Icy roads forecast and no extra gritters available were the two key factors in the City of Lincoln Council’s decision to cancel the last day of the Lincoln Christmas Market.
On Monday, the City Council and a security firm boss debunked rumours that a mass staff walk-out led to the closure of the market. A disgruntled fired employee was to blame for starting the rumour apparently.
But Lincolnshire County Council, which operates the gritters covering 1,900 miles of A and B roads, is now in the spotlight after they rejected a request for extra gritters on Saturday night due to lack of resources.
Simon Walters, Strategic Director of Communities and Environment at City of Lincoln Council, said: “On Saturday evening we asked the highways authority if they could support Lincoln Christmas Market by providing some enhanced localised gritting around the market, at our park and ride site and the coach park.

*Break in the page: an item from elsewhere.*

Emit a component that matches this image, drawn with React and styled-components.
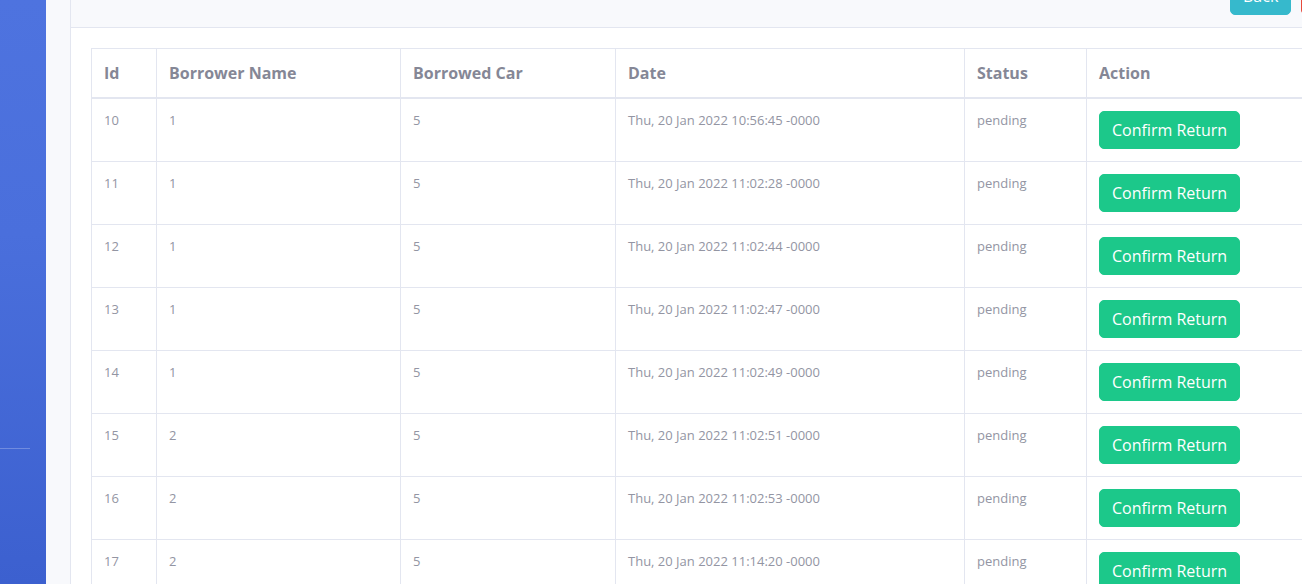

“However, at that time, the Met Office’s amber weather warning indicated the whole of the county would receive significant snowfall, so we were told this wouldn’t be possible.
“The amber warning meant that journeys should only be taken in emergency and our decision was then made with travel across the county and beyond in mind.
“We did consider opening the market to locals only but after considering the views of our partners we decided this approach would not be a practical solution.”
Lincolnshire County Council said in a statement: “The City of Lincoln Council asked whether we could grit additional areas around the market, but given the freezing temperatures across Lincolnshire, we had to focus on treating the key routes for the county, including the main roads into Lincoln. That’s around 1,900 miles of highway, and required all our gritters.”
Lincolnshire Police Superintendent Phil Vickers previously added: “Not our [Lincolnshire Police] advice to cancel. We all looked at the same information, Police decision (mine) is to recommend only travel if necessary in West Lincs. Market organiser decision not to open Sunday.”